* _Listed records_

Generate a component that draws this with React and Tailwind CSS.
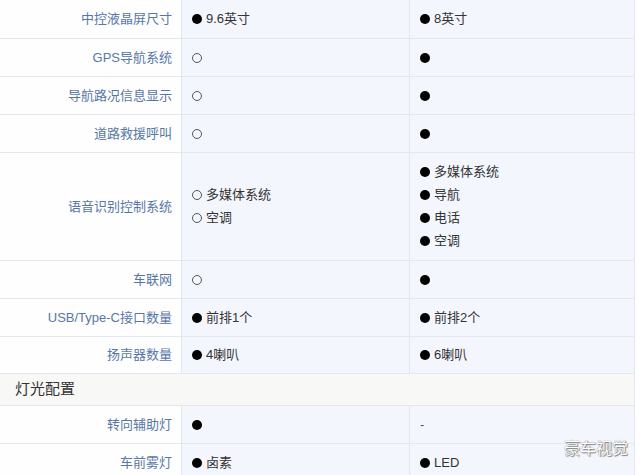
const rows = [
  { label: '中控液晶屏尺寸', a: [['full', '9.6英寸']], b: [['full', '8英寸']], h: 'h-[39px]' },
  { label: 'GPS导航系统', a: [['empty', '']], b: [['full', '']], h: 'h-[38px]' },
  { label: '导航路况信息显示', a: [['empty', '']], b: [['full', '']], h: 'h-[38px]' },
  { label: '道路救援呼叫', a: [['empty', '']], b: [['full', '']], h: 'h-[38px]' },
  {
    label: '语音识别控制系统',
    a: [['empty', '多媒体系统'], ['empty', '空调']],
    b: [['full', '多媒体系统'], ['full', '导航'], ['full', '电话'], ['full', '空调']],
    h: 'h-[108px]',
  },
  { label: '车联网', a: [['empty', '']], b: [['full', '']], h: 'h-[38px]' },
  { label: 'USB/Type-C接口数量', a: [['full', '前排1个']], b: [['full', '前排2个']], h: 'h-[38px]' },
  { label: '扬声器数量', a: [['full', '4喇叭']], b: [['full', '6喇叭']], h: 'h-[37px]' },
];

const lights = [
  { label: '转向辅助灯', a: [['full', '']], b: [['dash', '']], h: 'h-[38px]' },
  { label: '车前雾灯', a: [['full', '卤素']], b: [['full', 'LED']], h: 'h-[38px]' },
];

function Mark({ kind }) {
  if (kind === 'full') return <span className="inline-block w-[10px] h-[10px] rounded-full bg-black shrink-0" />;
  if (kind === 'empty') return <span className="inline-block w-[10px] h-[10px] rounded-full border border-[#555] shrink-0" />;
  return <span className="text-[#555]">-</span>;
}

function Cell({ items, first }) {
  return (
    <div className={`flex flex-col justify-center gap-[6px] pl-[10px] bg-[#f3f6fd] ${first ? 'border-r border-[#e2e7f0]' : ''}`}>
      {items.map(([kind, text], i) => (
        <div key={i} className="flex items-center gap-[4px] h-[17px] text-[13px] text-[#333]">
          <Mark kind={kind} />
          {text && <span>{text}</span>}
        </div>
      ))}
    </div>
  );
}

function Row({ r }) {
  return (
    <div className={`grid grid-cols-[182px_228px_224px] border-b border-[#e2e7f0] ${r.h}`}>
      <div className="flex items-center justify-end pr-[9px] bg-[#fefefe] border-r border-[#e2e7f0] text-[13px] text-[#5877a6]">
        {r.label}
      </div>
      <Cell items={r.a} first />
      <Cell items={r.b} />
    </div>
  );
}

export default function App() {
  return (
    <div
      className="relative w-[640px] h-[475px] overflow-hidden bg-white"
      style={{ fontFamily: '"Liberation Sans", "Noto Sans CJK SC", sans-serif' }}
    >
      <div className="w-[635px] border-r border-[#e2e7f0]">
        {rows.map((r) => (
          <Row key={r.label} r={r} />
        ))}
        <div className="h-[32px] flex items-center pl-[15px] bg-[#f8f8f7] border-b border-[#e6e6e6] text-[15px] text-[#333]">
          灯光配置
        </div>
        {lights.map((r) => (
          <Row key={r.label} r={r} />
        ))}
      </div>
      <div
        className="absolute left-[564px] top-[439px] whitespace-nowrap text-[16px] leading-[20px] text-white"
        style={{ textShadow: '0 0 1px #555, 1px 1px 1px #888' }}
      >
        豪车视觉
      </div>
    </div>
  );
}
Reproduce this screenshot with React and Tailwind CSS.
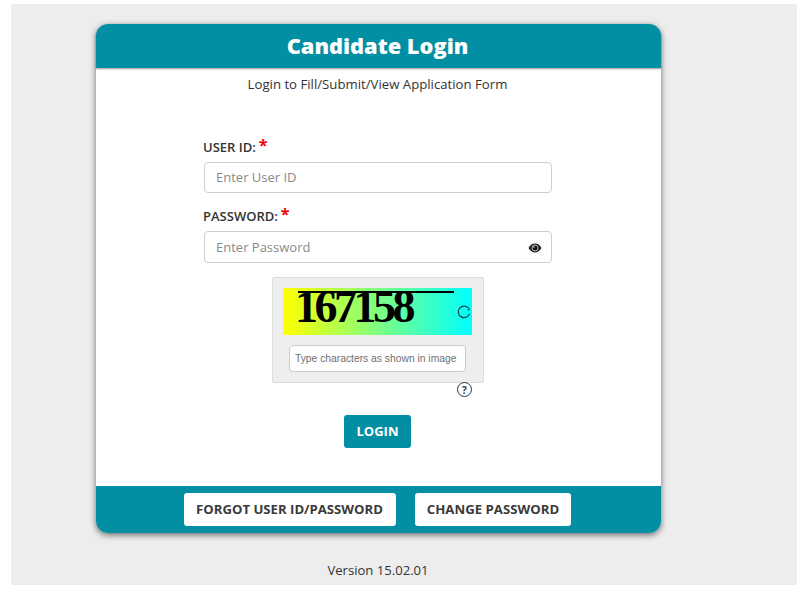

* _The request_
Retype all the records shown above, character for character. Omit every picture.

* _Response_
Generate a component that draws this with React and Tailwind CSS.
const rows = [
  { label: '中控液晶屏尺寸', a: [['full', '9.6英寸']], b: [['full', '8英寸']], h: 'h-[39px]' },
  { label: 'GPS导航系统', a: [['empty', '']], b: [['full', '']], h: 'h-[38px]' },
  { label: '导航路况信息显示', a: [['empty', '']], b: [['full', '']], h: 'h-[38px]' },
  { label: '道路救援呼叫', a: [['empty', '']], b: [['full', '']], h: 'h-[38px]' },
  {
    label: '语音识别控制系统',
    a: [['empty', '多媒体系统'], ['empty', '空调']],
    b: [['full', '多媒体系统'], ['full', '导航'], ['full', '电话'], ['full', '空调']],
    h: 'h-[108px]',
  },
  { label: '车联网', a: [['empty', '']], b: [['full', '']], h: 'h-[38px]' },
  { label: 'USB/Type-C接口数量', a: [['full', '前排1个']], b: [['full', '前排2个']], h: 'h-[38px]' },
  { label: '扬声器数量', a: [['full', '4喇叭']], b: [['full', '6喇叭']], h: 'h-[37px]' },
];

const lights = [
  { label: '转向辅助灯', a: [['full', '']], b: [['dash', '']], h: 'h-[38px]' },
  { label: '车前雾灯', a: [['full', '卤素']], b: [['full', 'LED']], h: 'h-[38px]' },
];

function Mark({ kind }) {
  if (kind === 'full') return <span className="inline-block w-[10px] h-[10px] rounded-full bg-black shrink-0" />;
  if (kind === 'empty') return <span className="inline-block w-[10px] h-[10px] rounded-full border border-[#555] shrink-0" />;
  return <span className="text-[#555]">-</span>;
}

function Cell({ items, first }) {
  return (
    <div className={`flex flex-col justify-center gap-[6px] pl-[10px] bg-[#f3f6fd] ${first ? 'border-r border-[#e2e7f0]' : ''}`}>
      {items.map(([kind, text], i) => (
        <div key={i} className="flex items-center gap-[4px] h-[17px] text-[13px] text-[#333]">
          <Mark kind={kind} />
          {text && <span>{text}</span>}
        </div>
      ))}
    </div>
  );
}

function Row({ r }) {
  return (
    <div className={`grid grid-cols-[182px_228px_224px] border-b border-[#e2e7f0] ${r.h}`}>
      <div className="flex items-center justify-end pr-[9px] bg-[#fefefe] border-r border-[#e2e7f0] text-[13px] text-[#5877a6]">
        {r.label}
      </div>
      <Cell items={r.a} first />
      <Cell items={r.b} />
    </div>
  );
}

export default function App() {
  return (
    <div
      className="relative w-[640px] h-[475px] overflow-hidden bg-white"
      style={{ fontFamily: '"Liberation Sans", "Noto Sans CJK SC", sans-serif' }}
    >
      <div className="w-[635px] border-r border-[#e2e7f0]">
        {rows.map((r) => (
          <Row key={r.label} r={r} />
        ))}
        <div className="h-[32px] flex items-center pl-[15px] bg-[#f8f8f7] border-b border-[#e6e6e6] text-[15px] text-[#333]">
          灯光配置
        </div>
        {lights.map((r) => (
          <Row key={r.label} r={r} />
        ))}
      </div>
      <div
        className="absolute left-[564px] top-[439px] whitespace-nowrap text-[16px] leading-[20px] text-white"
        style={{ textShadow: '0 0 1px #555, 1px 1px 1px #888' }}
      >
        豪车视觉
      </div>
    </div>
  );
}
Reproduce this screenshot with React and Tailwind CSS.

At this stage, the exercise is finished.